_DIRECTION_
Reproduce the listing below exactly. Pictures do not belong in the copy.

_SOURCE EXCERPT_
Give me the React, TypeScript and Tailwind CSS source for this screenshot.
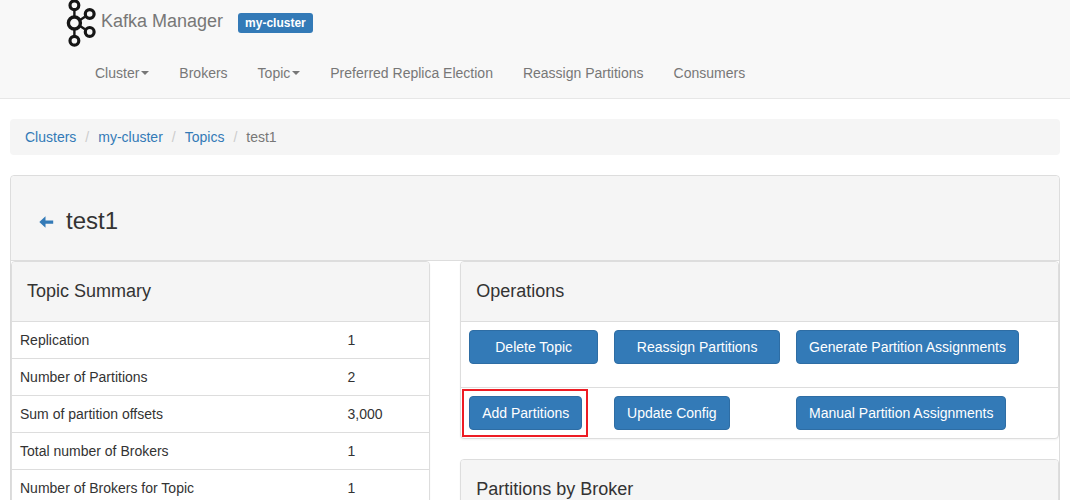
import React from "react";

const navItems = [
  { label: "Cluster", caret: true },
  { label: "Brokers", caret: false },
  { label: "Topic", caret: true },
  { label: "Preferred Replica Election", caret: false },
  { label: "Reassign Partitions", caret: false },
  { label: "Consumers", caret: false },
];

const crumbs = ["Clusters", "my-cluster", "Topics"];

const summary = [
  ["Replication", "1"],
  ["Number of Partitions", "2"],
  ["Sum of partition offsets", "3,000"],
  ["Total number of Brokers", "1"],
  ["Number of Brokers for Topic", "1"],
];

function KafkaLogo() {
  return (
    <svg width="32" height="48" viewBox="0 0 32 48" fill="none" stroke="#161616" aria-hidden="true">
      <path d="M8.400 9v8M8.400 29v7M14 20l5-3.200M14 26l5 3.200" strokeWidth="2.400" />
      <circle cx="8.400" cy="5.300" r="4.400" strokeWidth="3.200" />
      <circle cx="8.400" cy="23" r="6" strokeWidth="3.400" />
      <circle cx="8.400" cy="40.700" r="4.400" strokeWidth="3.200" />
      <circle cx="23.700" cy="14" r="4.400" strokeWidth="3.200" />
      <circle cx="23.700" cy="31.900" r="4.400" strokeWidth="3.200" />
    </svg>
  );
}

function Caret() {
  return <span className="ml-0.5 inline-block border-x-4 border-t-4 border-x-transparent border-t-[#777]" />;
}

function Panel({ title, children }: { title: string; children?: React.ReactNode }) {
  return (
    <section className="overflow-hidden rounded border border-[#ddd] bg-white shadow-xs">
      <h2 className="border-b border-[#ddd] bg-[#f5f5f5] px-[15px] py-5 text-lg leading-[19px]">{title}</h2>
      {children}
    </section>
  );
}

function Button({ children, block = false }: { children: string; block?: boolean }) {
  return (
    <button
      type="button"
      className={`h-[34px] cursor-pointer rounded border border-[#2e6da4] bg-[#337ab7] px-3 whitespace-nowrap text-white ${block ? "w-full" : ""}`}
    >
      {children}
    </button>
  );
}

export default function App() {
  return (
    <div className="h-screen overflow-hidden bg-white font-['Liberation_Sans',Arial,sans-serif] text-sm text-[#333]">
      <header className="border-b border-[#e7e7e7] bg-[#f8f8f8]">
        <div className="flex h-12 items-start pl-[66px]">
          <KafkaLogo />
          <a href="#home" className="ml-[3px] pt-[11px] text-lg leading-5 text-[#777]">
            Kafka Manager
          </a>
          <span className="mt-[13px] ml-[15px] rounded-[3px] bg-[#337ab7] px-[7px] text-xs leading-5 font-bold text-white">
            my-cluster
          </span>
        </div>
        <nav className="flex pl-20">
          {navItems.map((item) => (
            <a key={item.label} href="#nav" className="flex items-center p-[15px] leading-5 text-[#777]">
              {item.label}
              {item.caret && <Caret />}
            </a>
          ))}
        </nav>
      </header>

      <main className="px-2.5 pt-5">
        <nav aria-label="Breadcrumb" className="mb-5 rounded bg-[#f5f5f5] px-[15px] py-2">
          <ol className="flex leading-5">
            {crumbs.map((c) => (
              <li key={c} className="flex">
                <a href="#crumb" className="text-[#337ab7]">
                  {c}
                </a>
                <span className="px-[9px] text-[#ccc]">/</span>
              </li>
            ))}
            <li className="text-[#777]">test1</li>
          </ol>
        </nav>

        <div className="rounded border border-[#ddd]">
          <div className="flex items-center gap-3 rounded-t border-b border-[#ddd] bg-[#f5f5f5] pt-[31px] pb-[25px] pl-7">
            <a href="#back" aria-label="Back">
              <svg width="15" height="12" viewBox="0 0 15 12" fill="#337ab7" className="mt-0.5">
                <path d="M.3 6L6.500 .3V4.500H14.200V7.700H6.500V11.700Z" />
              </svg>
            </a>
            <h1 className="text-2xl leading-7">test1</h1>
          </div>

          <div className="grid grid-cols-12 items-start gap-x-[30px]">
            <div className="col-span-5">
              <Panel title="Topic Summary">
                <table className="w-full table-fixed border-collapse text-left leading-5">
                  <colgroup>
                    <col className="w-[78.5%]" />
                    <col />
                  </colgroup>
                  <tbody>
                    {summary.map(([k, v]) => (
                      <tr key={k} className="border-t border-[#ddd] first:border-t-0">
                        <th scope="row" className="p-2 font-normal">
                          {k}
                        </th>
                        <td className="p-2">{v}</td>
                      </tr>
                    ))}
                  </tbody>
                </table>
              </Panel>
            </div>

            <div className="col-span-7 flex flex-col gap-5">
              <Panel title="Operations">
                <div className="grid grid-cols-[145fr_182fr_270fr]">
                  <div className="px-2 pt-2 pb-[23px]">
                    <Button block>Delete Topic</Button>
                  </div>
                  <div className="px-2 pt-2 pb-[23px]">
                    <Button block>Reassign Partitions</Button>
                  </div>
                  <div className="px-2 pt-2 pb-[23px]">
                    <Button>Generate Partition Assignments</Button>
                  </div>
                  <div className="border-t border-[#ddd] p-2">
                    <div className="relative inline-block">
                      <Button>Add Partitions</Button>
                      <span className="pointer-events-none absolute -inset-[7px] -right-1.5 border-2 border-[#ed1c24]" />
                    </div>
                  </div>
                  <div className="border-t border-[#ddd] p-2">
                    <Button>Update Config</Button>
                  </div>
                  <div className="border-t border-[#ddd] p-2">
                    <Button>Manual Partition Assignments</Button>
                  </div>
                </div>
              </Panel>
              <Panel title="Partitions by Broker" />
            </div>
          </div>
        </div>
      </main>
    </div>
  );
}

_FINAL RESULT_
Give me the React, TypeScript and Tailwind CSS source for this screenshot.
import React from "react";

const navItems = [
  { label: "Cluster", caret: true },
  { label: "Brokers", caret: false },
  { label: "Topic", caret: true },
  { label: "Preferred Replica Election", caret: false },
  { label: "Reassign Partitions", caret: false },
  { label: "Consumers", caret: false },
];

const crumbs = ["Clusters", "my-cluster", "Topics"];

const summary = [
  ["Replication", "1"],
  ["Number of Partitions", "2"],
  ["Sum of partition offsets", "3,000"],
  ["Total number of Brokers", "1"],
  ["Number of Brokers for Topic", "1"],
];

function KafkaLogo() {
  return (
    <svg width="32" height="48" viewBox="0 0 32 48" fill="none" stroke="#161616" aria-hidden="true">
      <path d="M8.400 9v8M8.400 29v7M14 20l5-3.200M14 26l5 3.200" strokeWidth="2.400" />
      <circle cx="8.400" cy="5.300" r="4.400" strokeWidth="3.200" />
      <circle cx="8.400" cy="23" r="6" strokeWidth="3.400" />
      <circle cx="8.400" cy="40.700" r="4.400" strokeWidth="3.200" />
      <circle cx="23.700" cy="14" r="4.400" strokeWidth="3.200" />
      <circle cx="23.700" cy="31.900" r="4.400" strokeWidth="3.200" />
    </svg>
  );
}

function Caret() {
  return <span className="ml-0.5 inline-block border-x-4 border-t-4 border-x-transparent border-t-[#777]" />;
}

function Panel({ title, children }: { title: string; children?: React.ReactNode }) {
  return (
    <section className="overflow-hidden rounded border border-[#ddd] bg-white shadow-xs">
      <h2 className="border-b border-[#ddd] bg-[#f5f5f5] px-[15px] py-5 text-lg leading-[19px]">{title}</h2>
      {children}
    </section>
  );
}

function Button({ children, block = false }: { children: string; block?: boolean }) {
  return (
    <button
      type="button"
      className={`h-[34px] cursor-pointer rounded border border-[#2e6da4] bg-[#337ab7] px-3 whitespace-nowrap text-white ${block ? "w-full" : ""}`}
    >
      {children}
    </button>
  );
}

export default function App() {
  return (
    <div className="h-screen overflow-hidden bg-white font-['Liberation_Sans',Arial,sans-serif] text-sm text-[#333]">
      <header className="border-b border-[#e7e7e7] bg-[#f8f8f8]">
        <div className="flex h-12 items-start pl-[66px]">
          <KafkaLogo />
          <a href="#home" className="ml-[3px] pt-[11px] text-lg leading-5 text-[#777]">
            Kafka Manager
          </a>
          <span className="mt-[13px] ml-[15px] rounded-[3px] bg-[#337ab7] px-[7px] text-xs leading-5 font-bold text-white">
            my-cluster
          </span>
        </div>
        <nav className="flex pl-20">
          {navItems.map((item) => (
            <a key={item.label} href="#nav" className="flex items-center p-[15px] leading-5 text-[#777]">
              {item.label}
              {item.caret && <Caret />}
            </a>
          ))}
        </nav>
      </header>

      <main className="px-2.5 pt-5">
        <nav aria-label="Breadcrumb" className="mb-5 rounded bg-[#f5f5f5] px-[15px] py-2">
          <ol className="flex leading-5">
            {crumbs.map((c) => (
              <li key={c} className="flex">
                <a href="#crumb" className="text-[#337ab7]">
                  {c}
                </a>
                <span className="px-[9px] text-[#ccc]">/</span>
              </li>
            ))}
            <li className="text-[#777]">test1</li>
          </ol>
        </nav>

        <div className="rounded border border-[#ddd]">
          <div className="flex items-center gap-3 rounded-t border-b border-[#ddd] bg-[#f5f5f5] pt-[31px] pb-[25px] pl-7">
            <a href="#back" aria-label="Back">
              <svg width="15" height="12" viewBox="0 0 15 12" fill="#337ab7" className="mt-0.5">
                <path d="M.3 6L6.500 .3V4.500H14.200V7.700H6.500V11.700Z" />
              </svg>
            </a>
            <h1 className="text-2xl leading-7">test1</h1>
          </div>

          <div className="grid grid-cols-12 items-start gap-x-[30px]">
            <div className="col-span-5">
              <Panel title="Topic Summary">
                <table className="w-full table-fixed border-collapse text-left leading-5">
                  <colgroup>
                    <col className="w-[78.5%]" />
                    <col />
                  </colgroup>
                  <tbody>
                    {summary.map(([k, v]) => (
                      <tr key={k} className="border-t border-[#ddd] first:border-t-0">
                        <th scope="row" className="p-2 font-normal">
                          {k}
                        </th>
                        <td className="p-2">{v}</td>
                      </tr>
                    ))}
                  </tbody>
                </table>
              </Panel>
            </div>

            <div className="col-span-7 flex flex-col gap-5">
              <Panel title="Operations">
                <div className="grid grid-cols-[145fr_182fr_270fr]">
                  <div className="px-2 pt-2 pb-[23px]">
                    <Button block>Delete Topic</Button>
                  </div>
                  <div className="px-2 pt-2 pb-[23px]">
                    <Button block>Reassign Partitions</Button>
                  </div>
                  <div className="px-2 pt-2 pb-[23px]">
                    <Button>Generate Partition Assignments</Button>
                  </div>
                  <div className="border-t border-[#ddd] p-2">
                    <div className="relative inline-block">
                      <Button>Add Partitions</Button>
                      <span className="pointer-events-none absolute -inset-[7px] -right-1.5 border-2 border-[#ed1c24]" />
                    </div>
                  </div>
                  <div className="border-t border-[#ddd] p-2">
                    <Button>Update Config</Button>
                  </div>
                  <div className="border-t border-[#ddd] p-2">
                    <Button>Manual Partition Assignments</Button>
                  </div>
                </div>
              </Panel>
              <Panel title="Partitions by Broker" />
            </div>
          </div>
        </div>
      </main>
    </div>
  );
}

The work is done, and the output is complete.